DESCRIPTION OF THE TASK —
From the first line of the listing below to the line with "import React from", print each line exactly, and nothing more. Leave out the pictures.

SOURCE EXCERPT —
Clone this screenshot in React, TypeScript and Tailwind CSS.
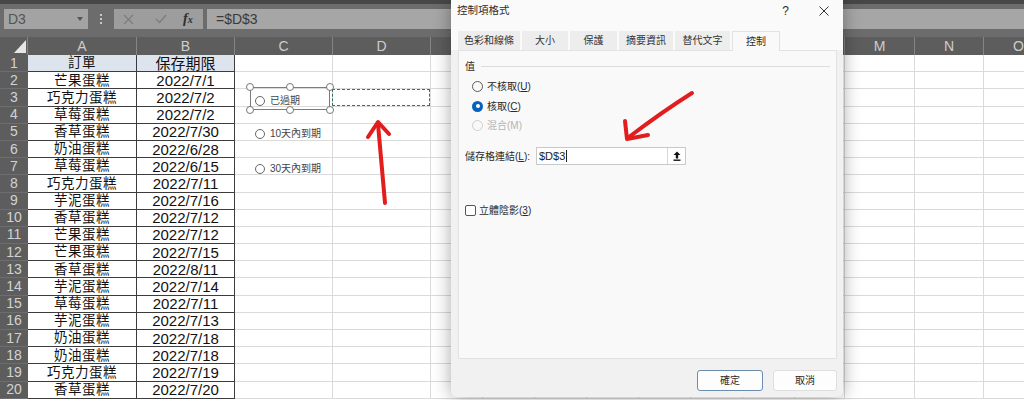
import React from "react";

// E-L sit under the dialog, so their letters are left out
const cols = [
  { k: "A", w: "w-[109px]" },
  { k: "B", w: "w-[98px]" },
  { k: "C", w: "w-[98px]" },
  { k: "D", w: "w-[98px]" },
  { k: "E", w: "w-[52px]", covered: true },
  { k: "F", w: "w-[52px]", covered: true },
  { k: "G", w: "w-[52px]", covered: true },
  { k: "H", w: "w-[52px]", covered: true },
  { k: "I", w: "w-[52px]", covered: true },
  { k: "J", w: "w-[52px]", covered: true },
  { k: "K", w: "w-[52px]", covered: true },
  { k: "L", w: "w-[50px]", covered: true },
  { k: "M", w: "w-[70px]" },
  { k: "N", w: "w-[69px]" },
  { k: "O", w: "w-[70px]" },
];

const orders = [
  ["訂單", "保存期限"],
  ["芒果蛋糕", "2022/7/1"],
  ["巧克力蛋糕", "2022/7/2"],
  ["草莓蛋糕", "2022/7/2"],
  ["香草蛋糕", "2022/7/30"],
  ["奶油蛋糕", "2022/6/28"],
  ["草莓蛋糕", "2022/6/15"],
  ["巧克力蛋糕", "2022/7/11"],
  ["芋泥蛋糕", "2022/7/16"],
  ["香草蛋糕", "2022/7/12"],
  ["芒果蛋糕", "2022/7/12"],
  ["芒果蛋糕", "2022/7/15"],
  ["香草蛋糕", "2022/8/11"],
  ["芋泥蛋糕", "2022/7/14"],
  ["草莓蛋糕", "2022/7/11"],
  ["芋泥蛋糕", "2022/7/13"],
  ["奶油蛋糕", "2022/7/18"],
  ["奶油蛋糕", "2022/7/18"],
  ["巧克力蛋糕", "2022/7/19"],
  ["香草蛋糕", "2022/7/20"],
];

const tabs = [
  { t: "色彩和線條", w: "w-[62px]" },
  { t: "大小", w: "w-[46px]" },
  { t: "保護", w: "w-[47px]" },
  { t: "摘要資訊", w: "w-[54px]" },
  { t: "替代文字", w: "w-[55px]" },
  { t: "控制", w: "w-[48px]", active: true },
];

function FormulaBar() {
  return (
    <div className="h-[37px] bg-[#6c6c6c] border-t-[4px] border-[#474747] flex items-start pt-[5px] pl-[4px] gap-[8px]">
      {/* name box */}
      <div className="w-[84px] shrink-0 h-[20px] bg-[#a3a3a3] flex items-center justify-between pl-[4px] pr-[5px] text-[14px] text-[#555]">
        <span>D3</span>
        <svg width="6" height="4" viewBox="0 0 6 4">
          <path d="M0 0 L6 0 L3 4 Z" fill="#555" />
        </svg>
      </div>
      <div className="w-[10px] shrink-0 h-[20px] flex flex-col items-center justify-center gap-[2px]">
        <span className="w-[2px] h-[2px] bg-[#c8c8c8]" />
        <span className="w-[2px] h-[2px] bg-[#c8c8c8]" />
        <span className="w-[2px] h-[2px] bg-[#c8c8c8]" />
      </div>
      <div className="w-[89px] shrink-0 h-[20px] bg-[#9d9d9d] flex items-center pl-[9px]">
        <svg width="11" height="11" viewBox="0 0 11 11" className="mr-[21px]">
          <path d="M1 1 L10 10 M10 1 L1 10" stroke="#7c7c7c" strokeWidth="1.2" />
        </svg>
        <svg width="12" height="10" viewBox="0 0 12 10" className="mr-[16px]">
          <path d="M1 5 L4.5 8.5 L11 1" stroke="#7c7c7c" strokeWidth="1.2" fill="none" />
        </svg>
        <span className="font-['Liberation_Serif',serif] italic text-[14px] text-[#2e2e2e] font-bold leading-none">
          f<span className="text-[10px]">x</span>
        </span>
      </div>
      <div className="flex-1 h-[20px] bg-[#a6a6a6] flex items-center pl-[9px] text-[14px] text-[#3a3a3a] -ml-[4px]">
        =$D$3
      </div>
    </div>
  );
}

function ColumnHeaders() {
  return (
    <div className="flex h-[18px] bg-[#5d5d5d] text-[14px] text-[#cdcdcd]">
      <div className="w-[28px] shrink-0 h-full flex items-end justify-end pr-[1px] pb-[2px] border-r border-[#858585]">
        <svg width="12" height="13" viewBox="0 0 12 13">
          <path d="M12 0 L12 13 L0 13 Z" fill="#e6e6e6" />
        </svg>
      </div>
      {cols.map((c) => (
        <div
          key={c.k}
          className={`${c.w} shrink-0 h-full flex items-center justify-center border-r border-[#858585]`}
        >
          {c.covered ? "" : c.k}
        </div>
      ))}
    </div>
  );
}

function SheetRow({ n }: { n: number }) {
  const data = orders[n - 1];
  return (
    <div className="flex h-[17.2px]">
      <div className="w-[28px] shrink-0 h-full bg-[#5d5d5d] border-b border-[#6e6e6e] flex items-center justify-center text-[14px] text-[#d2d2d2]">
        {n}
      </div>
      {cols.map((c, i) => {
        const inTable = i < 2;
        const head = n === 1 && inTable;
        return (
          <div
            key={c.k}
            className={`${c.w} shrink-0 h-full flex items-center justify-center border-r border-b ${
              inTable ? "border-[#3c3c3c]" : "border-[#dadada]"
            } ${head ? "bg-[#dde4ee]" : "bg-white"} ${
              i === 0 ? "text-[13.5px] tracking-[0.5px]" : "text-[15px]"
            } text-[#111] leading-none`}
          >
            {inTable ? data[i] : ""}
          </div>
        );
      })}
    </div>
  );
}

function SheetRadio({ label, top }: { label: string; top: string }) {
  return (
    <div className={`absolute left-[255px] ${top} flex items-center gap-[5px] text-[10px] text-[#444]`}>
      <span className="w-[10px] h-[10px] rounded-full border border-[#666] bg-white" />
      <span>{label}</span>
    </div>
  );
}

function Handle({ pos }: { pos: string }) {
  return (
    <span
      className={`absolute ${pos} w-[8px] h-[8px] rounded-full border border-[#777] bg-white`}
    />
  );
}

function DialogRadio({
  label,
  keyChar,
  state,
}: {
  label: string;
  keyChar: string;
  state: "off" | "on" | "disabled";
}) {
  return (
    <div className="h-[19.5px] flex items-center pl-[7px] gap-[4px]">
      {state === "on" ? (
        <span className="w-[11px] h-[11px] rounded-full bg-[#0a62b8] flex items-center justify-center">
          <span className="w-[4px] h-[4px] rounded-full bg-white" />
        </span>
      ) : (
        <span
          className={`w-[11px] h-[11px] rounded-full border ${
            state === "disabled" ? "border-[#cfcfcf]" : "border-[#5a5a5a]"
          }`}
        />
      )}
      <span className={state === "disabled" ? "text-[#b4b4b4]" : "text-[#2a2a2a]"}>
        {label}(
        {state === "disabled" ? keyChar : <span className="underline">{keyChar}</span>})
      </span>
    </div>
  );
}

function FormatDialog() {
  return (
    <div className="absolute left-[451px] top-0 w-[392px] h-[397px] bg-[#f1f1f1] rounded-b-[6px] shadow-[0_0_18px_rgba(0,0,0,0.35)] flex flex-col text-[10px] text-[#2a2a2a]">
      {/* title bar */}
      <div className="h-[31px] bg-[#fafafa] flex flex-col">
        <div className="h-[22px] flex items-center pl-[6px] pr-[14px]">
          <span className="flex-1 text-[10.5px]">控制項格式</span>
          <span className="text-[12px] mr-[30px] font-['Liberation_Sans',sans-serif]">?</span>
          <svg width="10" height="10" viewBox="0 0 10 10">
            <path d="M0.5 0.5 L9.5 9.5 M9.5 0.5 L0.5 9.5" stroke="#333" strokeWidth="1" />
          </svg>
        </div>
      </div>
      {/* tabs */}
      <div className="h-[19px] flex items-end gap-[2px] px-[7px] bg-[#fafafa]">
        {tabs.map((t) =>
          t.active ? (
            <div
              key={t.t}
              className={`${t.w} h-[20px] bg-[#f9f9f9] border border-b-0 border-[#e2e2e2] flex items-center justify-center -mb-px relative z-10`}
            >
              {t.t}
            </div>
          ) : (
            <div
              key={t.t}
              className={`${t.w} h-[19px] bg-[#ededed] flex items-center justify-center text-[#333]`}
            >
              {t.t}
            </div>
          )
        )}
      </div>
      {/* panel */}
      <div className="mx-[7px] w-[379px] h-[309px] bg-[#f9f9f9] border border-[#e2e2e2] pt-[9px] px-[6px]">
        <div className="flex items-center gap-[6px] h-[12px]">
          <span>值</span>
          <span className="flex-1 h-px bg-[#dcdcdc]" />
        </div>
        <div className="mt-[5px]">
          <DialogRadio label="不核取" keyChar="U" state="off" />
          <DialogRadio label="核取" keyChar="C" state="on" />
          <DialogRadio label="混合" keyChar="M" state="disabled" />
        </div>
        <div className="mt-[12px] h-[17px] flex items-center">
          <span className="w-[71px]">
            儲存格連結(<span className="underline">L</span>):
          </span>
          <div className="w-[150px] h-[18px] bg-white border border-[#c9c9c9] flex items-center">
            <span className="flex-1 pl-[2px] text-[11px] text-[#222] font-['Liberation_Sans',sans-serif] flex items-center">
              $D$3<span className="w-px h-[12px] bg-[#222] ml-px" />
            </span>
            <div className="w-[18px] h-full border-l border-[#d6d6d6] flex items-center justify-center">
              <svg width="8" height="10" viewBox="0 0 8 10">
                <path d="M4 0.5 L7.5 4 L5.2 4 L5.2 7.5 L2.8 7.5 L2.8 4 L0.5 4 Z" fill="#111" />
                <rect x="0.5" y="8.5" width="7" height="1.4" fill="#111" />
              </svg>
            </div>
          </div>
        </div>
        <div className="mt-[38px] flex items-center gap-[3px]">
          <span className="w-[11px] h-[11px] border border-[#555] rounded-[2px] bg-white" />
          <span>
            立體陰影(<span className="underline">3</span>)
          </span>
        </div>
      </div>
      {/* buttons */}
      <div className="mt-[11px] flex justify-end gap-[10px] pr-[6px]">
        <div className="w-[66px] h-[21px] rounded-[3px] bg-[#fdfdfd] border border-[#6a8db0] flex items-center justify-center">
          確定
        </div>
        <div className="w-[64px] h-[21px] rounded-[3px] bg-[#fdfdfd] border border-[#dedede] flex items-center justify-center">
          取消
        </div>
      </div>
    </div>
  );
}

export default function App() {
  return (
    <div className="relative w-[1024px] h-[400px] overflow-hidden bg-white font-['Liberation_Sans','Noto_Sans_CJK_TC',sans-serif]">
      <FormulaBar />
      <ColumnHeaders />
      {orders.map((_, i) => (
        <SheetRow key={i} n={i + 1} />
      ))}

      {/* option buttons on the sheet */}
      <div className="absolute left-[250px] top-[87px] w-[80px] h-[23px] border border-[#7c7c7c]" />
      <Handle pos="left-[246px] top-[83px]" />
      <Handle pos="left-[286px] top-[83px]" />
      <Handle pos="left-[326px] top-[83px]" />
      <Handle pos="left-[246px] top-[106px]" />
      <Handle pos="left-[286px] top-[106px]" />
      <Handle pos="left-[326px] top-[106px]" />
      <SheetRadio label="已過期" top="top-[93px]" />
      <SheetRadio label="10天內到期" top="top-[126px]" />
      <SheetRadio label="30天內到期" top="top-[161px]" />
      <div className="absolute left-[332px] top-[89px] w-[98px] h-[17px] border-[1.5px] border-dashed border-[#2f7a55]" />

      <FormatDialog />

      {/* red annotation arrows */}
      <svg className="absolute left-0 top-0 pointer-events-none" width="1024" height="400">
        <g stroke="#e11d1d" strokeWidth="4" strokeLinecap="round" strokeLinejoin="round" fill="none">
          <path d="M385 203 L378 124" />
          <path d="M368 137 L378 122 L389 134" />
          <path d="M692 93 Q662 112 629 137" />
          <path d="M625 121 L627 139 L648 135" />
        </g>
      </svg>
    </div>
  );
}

REPLY TO THE TASK —
Clone this screenshot in React, TypeScript and Tailwind CSS.
import React from "react";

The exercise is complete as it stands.